Christophe Laubion, Andrea Bescond, Jean-Philippe Bèche et Eric Métayer
en voiture dans le brouillard écossais
(Photo Lot)
Le moindre objet est sujet aussi à transformation : deux caisses deviennent banquettes de train, quatre chaises se muent en voiture et les changements se font à vue, l’accessoiriste qui pulvérise la fumée, devenant parfois lui-même acteur en conversant avec les comédiens. Distanciation et mise en abyme sont sans cesse sollicitées, qui mettent en relief la puissance de l’art théâtral. Le metteur en scène Eric Métayer le souligne en ces termes : « La pièce est construite sur les décalages, l’esbroufe, le gigantesque que, seul, permet le théâtre. Remplir le vide de la scène du plein de notre imaginaire, c’est avec plaisir que je reprends mon âme d’enfant et la joie de jouer à « si on disait que ».
C’est ainsi qu’avec son comparse Christophe Laubion, il surgit avec un réverbère quand Richard observe de sa fenêtre ceux qui sont à ses trousses. Une musique romantique, toujours la même, berce les émois amoureux des deux héros. A cet égard, le travail sur le son (Vincent Lustaud) m'a semblé particulièrement intéressant : ah ! le cri de la bonne juive quand elle découvre le corps d'Annabella Smith. La mise en scène déjantée réinvente le ralenti quand Pamela et Richard nagent sous l’eau du torrent ou quand ils sautent de la loge sur la scène du Palladium. On observe encore un remarquable travail sur le corps quand le vent souffle à travers la porte de la maison écossaise de John et Margaret ou quand Richard est à moto.
Christophe Laubion et Eric Métayer
(Photo Lot)
Le spectateur ne pourra en outre qu’être séduit par les multiples clins d’œil à Hitchcock. La fameuse scène sur le pont se retrouve quasiment à l’identique : il n’est besoin que d’une échelle et de deux tréteaux. La scène avec les deux avions est évoquée en ombres chinoises à travers un grand rideau blanc, nous donnant à rêver au cinéma de papa. Quant à Hitchcock lui-même, son profil passera une fois en fond de scène, nous rappelant que le réalisateur aimait à faire toujours une brève figuration dans chacun de ses films.
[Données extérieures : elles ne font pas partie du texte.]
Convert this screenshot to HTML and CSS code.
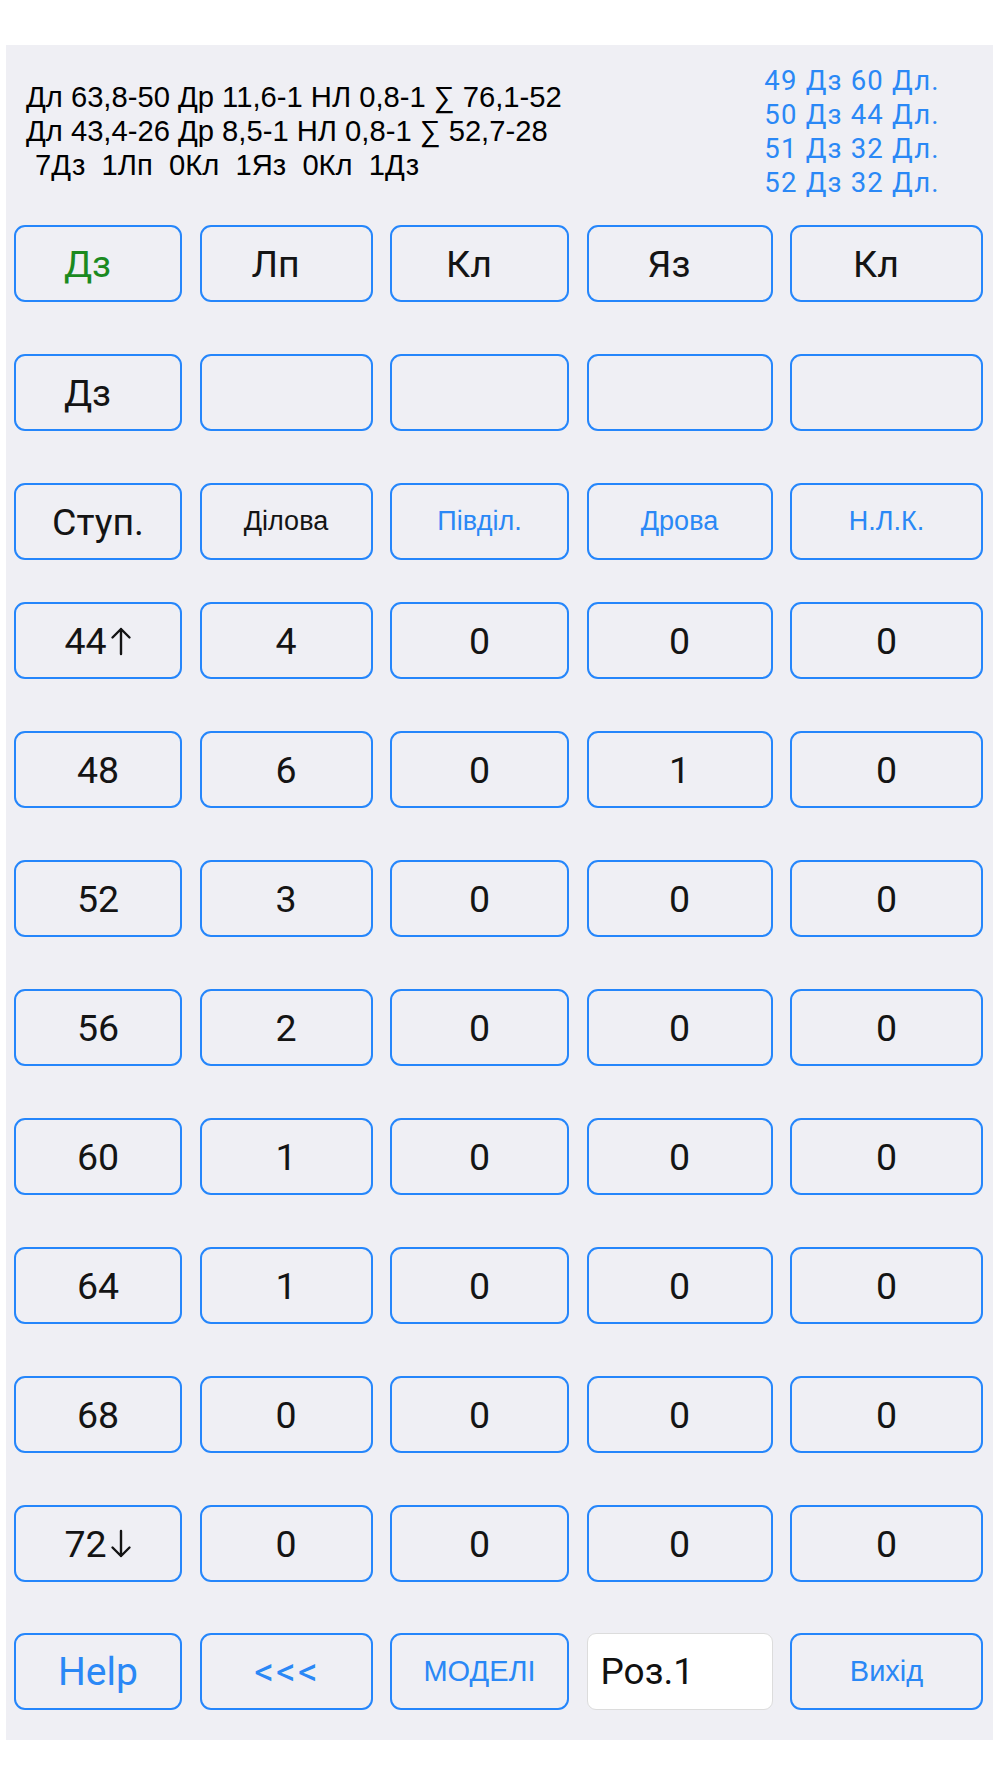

Richard Hannay et Paméla dans le film de Hitchcock :
la scène dans le lit avec les menottes
Le moment des saluts a été l’occasion d’une minute d’émotion quand Christophe Laubion a salué la présence de sa mère dans la salle. En interrompant les applaudissements du public, Eric Métayer, a de plus précisé qu’ils jouaient là pour l’avant-dernière fois. Ces quatre-là regretteront, c’est sûr, ce temps où ils jouaient les héros de Hitchcock en Frégoli.